Monday, February 23, 2009

Communion: The welcome table or a meal for insiders

Different churches has different policies for who is allowed to commune. They all have statements about why certain people are allowed at the table and while others aren't. But why should anyone be left out?
If Communion is the "foretaste of the feast to come" then everyone should be invited. Like the parable says invite everyone you see and go out to the streets and bring them in. It is a meal of Grace, undeserved. If Jesus is the host, then why are we putting regulations on it. Aren't we attempting to undo what Jesus was trying to do? Jesus came and shared meals with everyone.
It seems more natural to invite someone to a meal then to have then go through an initiation process (baptism) before they are allowed to eat. This makes communion a meal for insiders.
I've been baptized, and I'm a Christian, but if you want to evaluate my current level of faith before communion there are days I wouldn't be allowed. As I sit in the pew, I'm not sure what I believe or if the word Christian would accurate describe me, but I always take communion because I believe God is bigger than my doubts and the my neighbor has faith for me when mine is lacking.
So, when someone new walks into a church and feels compelled to participate in communion, even if they don't completely understand what it is about, I do not want them to be turned away. God is working in them, and we shouldn't let anything, our rules, misgivings, or tradition, get in the way.
Afterall, Christ is the host of the meal and is present, so let him decided who can come and eat. As far as I can tell, Jesus ate with lots of people and you didn't have to jump through any hoops to be invited.

Monday, February 9, 2009

I don't believe in Santa God

I remember very distinctly when I did believe in Santa. Santa was this amazing person who knew things about me and all children. Santa cared about me. Santa knew my Christmas Eve schedule, so that the presents would be delivered each Christmas Eve while we were at church. Santa knew me well enough to know what presents to bring even though I never wrote a letter.

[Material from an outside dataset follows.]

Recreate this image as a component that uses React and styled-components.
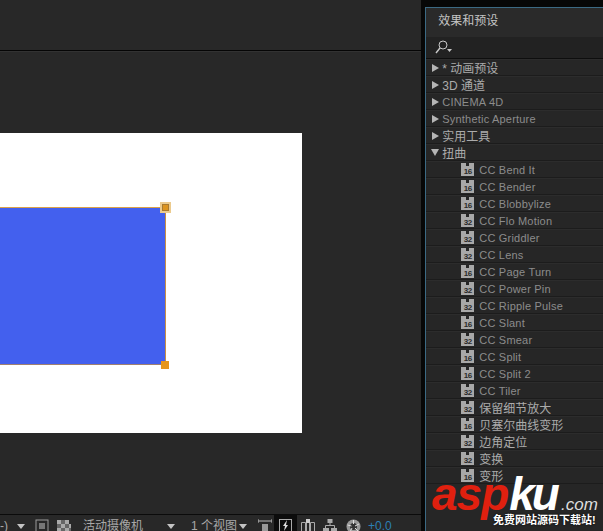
import React from "react";
import styled, { createGlobalStyle } from "styled-components";

const CJK = `"Liberation Sans", "Noto Sans CJK SC", sans-serif`;

const effects = [
  { bits: 16, name: "CC Bend It" },
  { bits: 16, name: "CC Bender" },
  { bits: 16, name: "CC Blobbylize" },
  { bits: 32, name: "CC Flo Motion" },
  { bits: 32, name: "CC Griddler" },
  { bits: 32, name: "CC Lens" },
  { bits: 16, name: "CC Page Turn" },
  { bits: 32, name: "CC Power Pin" },
  { bits: 32, name: "CC Ripple Pulse" },
  { bits: 16, name: "CC Slant" },
  { bits: 32, name: "CC Smear" },
  { bits: 16, name: "CC Split" },
  { bits: 16, name: "CC Split 2" },
  { bits: 32, name: "CC Tiler" },
  { bits: 32, name: "保留细节放大", cjk: true },
  { bits: 16, name: "贝塞尔曲线变形", cjk: true },
  { bits: 32, name: "边角定位", cjk: true },
  { bits: 32, name: "变换", cjk: true },
  { bits: 16, name: "变形", cjk: true },
];

const folders = [
  { name: "* 动画预设", cjk: true },
  { name: "3D 通道", cjk: true },
  { name: "CINEMA 4D" },
  { name: "Synthetic Aperture" },
  { name: "实用工具", cjk: true },
  { name: "扭曲", cjk: true, open: true },
];

const GlobalStyle = createGlobalStyle`
  html, body { margin: 0; padding: 0; background: #070707; }
  body { font-family: ${CJK}; }
`;

const Page = styled.div`
  position: relative;
  width: 603px;
  height: 531px;
  overflow: hidden;
  display: flex;
  background: #070707;
`;

const LeftPane = styled.div`
  width: 422px;
  display: flex;
  flex-direction: column;
  background: #282828;
`;

const TopStrip = styled.div`
  height: 50px;
  flex: none;
  border-bottom: 1px solid #050505;
  box-shadow: 0 1px 0 #323232;
`;

const Viewer = styled.div`
  flex: 1;
  min-height: 0;
  padding-top: 82px;
  box-sizing: border-box;
  border-bottom: 1px solid #0b0b0b;
`;

const Comp = styled.div`
  width: 302px;
  height: 300px;
  background: #fff;
  padding-top: 74px;
  box-sizing: border-box;
`;

const Layer = styled.div`
  position: relative;
  width: 166px;
  height: 158px;
  box-sizing: border-box;
  background: #4360ee;
  border-top: 1px solid #d9a04a;
  border-right: 1px solid #c98f45;
  border-bottom: 1px solid #a08070;
`;

const HandleTop = styled.div`
  position: absolute;
  right: -6px;
  top: -6px;
  width: 11px;
  height: 11px;
  box-sizing: border-box;
  background: #dc9420;
  border: 2px solid #eccb8e;
  outline: 1px solid #a97a30;
  outline-offset: -3px;
`;

const HandleBottom = styled.div`
  position: absolute;
  right: -4px;
  bottom: -5px;
  width: 8px;
  height: 8px;
  background: #e6951c;
`;

const Toolbar = styled.div`
  height: 16px;
  flex: none;
  display: flex;
  align-items: flex-start;
  color: #a8a8a8;
  font-size: 12px;
  line-height: 15px;
  overflow: hidden;
  white-space: nowrap;
`;

const ToolText = styled.span`
  flex: none;
  width: ${(p) => p.$w}px;
  margin-left: ${(p) => p.$ml || 0}px;
  padding-top: 4px;
  color: ${(p) => p.$color || "#a8a8a8"};
`;

const ToolIcon = styled.svg`
  flex: none;
  width: ${(p) => p.$w || 14}px;
  height: 15px;
  margin-left: ${(p) => p.$ml || 0}px;
  margin-top: 4px;
`;

const ActiveTool = styled.div`
  flex: none;
  width: 23px;
  height: 16px;
  margin-left: ${(p) => p.$ml || 0}px;
  padding: 4px 0 0 5px;
  box-sizing: border-box;
  background: #0c0c0c;
`;

const Caret = styled.span`
  flex: none;
  width: 0;
  height: 0;
  margin-left: ${(p) => p.$ml || 0}px;
  margin-top: 9px;
  border-left: 4px solid transparent;
  border-right: 4px solid transparent;
  border-top: 5px solid #c4c4c4;
`;

const RightPane = styled.div`
  width: 177px;
  margin: 7px 0 0 4px;
  border-left: 1px solid #3c6a84;
  border-top: 1px solid #3c6a84;
  background: #262626;
  display: flex;
  flex-direction: column;
  overflow: hidden;
`;

const PanelTitle = styled.div`
  height: 29px;
  flex: none;
  padding: 5px 0 0 12px;
  box-sizing: border-box;
  font-size: 12px;
  line-height: 16px;
  color: #c4c4c4;
  background: #2a2a2a;
`;

const SearchRow = styled.div`
  height: 22px;
  flex: none;
  box-sizing: border-box;
  padding: 2px 0 0 8px;
  background: #222;
  border-bottom: 1px solid #0e0e0e;
`;

const List = styled.div`
  flex: 1;
`;

const Row = styled.div`
  height: 17px;
  box-sizing: border-box;
  padding-left: ${(p) => p.$indent}px;
  display: flex;
  align-items: center;
  border-bottom: 1px solid #1c1c1c;
  border-top: 1px solid #2c2c2c;
  font-size: ${(p) => (p.$cjk ? 12 : 11)}px;
  letter-spacing: ${(p) => (p.$cjk ? 0 : 0.2)}px;
  color: ${(p) => (p.$cjk ? "#ababab" : "#8c8c8c")};
  white-space: nowrap;
`;

const Arrow = styled.span`
  flex: none;
  width: 0;
  height: 0;
  margin-right: 3px;
  ${(p) =>
    p.$open
      ? `border-left: 4px solid transparent; border-right: 4px solid transparent; border-top: 7px solid #b5b5b5;`
      : `border-top: 4px solid transparent; border-bottom: 4px solid transparent; border-left: 7px solid #b5b5b5; margin-left: 1px;`}
`;

const Badge = styled.span`
  position: relative;
  flex: none;
  width: 13px;
  height: 10px;
  margin: 3px 5px 0 0;
  background: #a8a8a8;
  color: #2b2b2b;
  font-size: 8px;
  font-weight: bold;
  line-height: 11px;
  text-align: center;
  letter-spacing: -0.3px;

  &::after {
    content: "";
    position: absolute;
    left: 0;
    right: 0;
    top: -3px;
    height: 3px;
    background: linear-gradient(90deg, #a8a8a8 5px, transparent 5px, transparent 8px, #a8a8a8 8px);
  }
`;

const Watermark = styled.div`
  position: absolute;
  left: 432px;
  top: 484px;
  width: 171px;
`;

const Brand = styled.div`
  height: 20px;
  display: flex;
  align-items: baseline;
  font-family: "Liberation Sans", sans-serif;
  font-style: italic;
  font-weight: bold;
  font-size: 46px;
  line-height: 20px;
  letter-spacing: -1px;
  color: #e0200f;
`;

const BrandWhite = styled.span`
  color: #fff;
  letter-spacing: -3px;
  margin-left: 1px;
`;

const BrandDomain = styled.span`
  font-size: 17px;
  font-weight: normal;
  color: #ddd;
  letter-spacing: 0;
  margin-left: 4px;
`;

const Slogan = styled.div`
  margin: 9px 0 0 61px;
  font-size: 11px;
  font-weight: bold;
  line-height: 14px;
  color: #fff;
  white-space: nowrap;
  text-shadow: 0 0 2px #000;
`;

function App() {
  return (
    <Page>
      <GlobalStyle />
      <LeftPane>
        <TopStrip />
        <Viewer>
          <Comp>
            <Layer>
              <HandleTop />
              <HandleBottom />
            </Layer>
          </Comp>
        </Viewer>
        <Toolbar>
          <ToolText $w={9}>-)</ToolText>
          <Caret $ml={8} />
          <ToolIcon $ml={10} viewBox="0 0 14 15">
            <rect x="1" y="1" width="12" height="12" fill="none" stroke="#999" />
            <rect x="4" y="4" width="6" height="6" fill="#777" />
          </ToolIcon>
          <ToolIcon $ml={8} viewBox="0 0 14 15">
            <path d="M0 1h4v4H0zM8 1h4v4H8zM4 5h4v4H4zM12 5h2v4h-2zM0 9h4v4H0zM8 9h4v4H8z" fill="#aaa" />
            <path d="M4 1h4v4H4zM0 5h4v4H0zM8 5h4v4H8zM4 9h4v4H4zM12 9h2v4h-2z" fill="#666" />
          </ToolIcon>
          <ToolText $w={84} $ml={12}>活动摄像机</ToolText>
          <Caret />
          <ToolText $w={48} $ml={16}>1 个视图</ToolText>
          <Caret />
          <ToolIcon $ml={11} viewBox="0 0 14 15">
            <path d="M0 2h14M0 0v4M14 0v4" stroke="#bbb" fill="none" />
            <rect x="4" y="5" width="6" height="8" fill="#999" />
          </ToolIcon>
          <ActiveTool $ml={2}>
            <svg width="13" height="13" viewBox="0 0 13 13">
              <rect x="0.5" y="0.5" width="12" height="12" fill="none" stroke="#aaa" />
              <path d="M8 1L4 7h2l-1 5 4-6H7z" fill="#ddd" />
            </svg>
          </ActiveTool>
          <ToolIcon $ml={4} viewBox="0 0 14 15">
            <path d="M0.5 3.5h4v10h-4zM9.5 3.5h4v10h-4zM5.5 3h3v10h-3z" fill="none" stroke="#aaa" />
            <rect x="5" y="0" width="4" height="4" fill="#ccc" />
          </ToolIcon>
          <ToolIcon $ml={8} viewBox="0 0 14 15">
            <rect x="4.5" y="0" width="5" height="4" fill="#aaa" />
            <path d="M7 4v3M2.5 9V6.5h9V9" stroke="#aaa" fill="none" />
            <rect x="0" y="9" width="6" height="5" fill="#aaa" />
            <rect x="8" y="9" width="6" height="5" fill="#aaa" />
          </ToolIcon>
          <ToolIcon $ml={9} $w={15} viewBox="0 0 15 15">
            <circle cx="7.5" cy="7.5" r="7" fill="#9a9a9a" />
            <circle cx="7.5" cy="7.5" r="3.5" fill="#333" />
            <path d="M7.5 1v4M13 5l-4 2M12 12L9 9M4 13l2-4M1.5 6l4 1" stroke="#ddd" />
          </ToolIcon>
          <ToolText $w={30} $ml={7} $color="#2c7fb5">+0.0</ToolText>
        </Toolbar>
      </LeftPane>
      <RightPane>
        <PanelTitle>效果和预设</PanelTitle>
        <SearchRow>
          <svg width="22" height="16" viewBox="0 0 22 16">
            <circle cx="9" cy="6" r="4" fill="none" stroke="#c8c8c8" />
            <path d="M6 9l-4 5" stroke="#c8c8c8" strokeWidth="1.4" />
            <path d="M13 10h5l-2.5 3z" fill="#c8c8c8" />
          </svg>
        </SearchRow>
        <List>
          {folders.map((f) => (
            <Row key={f.name} $indent={5} $cjk={f.cjk}>
              <Arrow $open={f.open} />
              {f.name}
            </Row>
          ))}
          {effects.map((e) => (
            <Row key={e.name} $indent={35} $cjk={e.cjk}>
              <Badge>{e.bits}</Badge>
              {e.name}
            </Row>
          ))}
        </List>
      </RightPane>
      <Watermark>
        <Brand>
          asp
          <BrandWhite>ku</BrandWhite>
          <BrandDomain>.com</BrandDomain>
        </Brand>
        <Slogan>免费网站源码下载站!</Slogan>
      </Watermark>
    </Page>
  );
}

export default App;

But then there was Jesus. Jesus seemed like a good man. He told great stories and healed people. For a short time I even believed he told these stories every Sunday at my church. After all, there was a guy up there in a white robe telling stories everyone listened to, he must be Jesus.

I struggled for a while about the difference between Santa and God. Both seemed to know a lot about me and preferred when I acted good, but could overlook some minor bad behavior as long as I was sorry. When my Sunday School teachers asked what the meaning of Christmas was REALLY about I knew the answer was Jesus. (Being me, however, and never wanting to give the answer I just sat there while the other kids said Santa and the teacher go annoyed that none of knew it was Jesus.)

I stopped believing in Santa, finally. And my concept of God has changed from when I was little and confused the two, but this has been a slow process and still is kinda confusing. Santa and God just seemed to become one person. All those years I heard about Santa it really seemed like I was hearing about God. Eventually, the two concepts became one, and old habits tend to die hard.

I'm sure I am not the only one who got confused. Think about these images of God. Old man in the sky watching over us. We pray for things and God delivers. God brings healing to the sick who are prayed for, but only sometimes. This is Santa by another name.

I no longer believe in Santa, and I no longer believe in Santa God.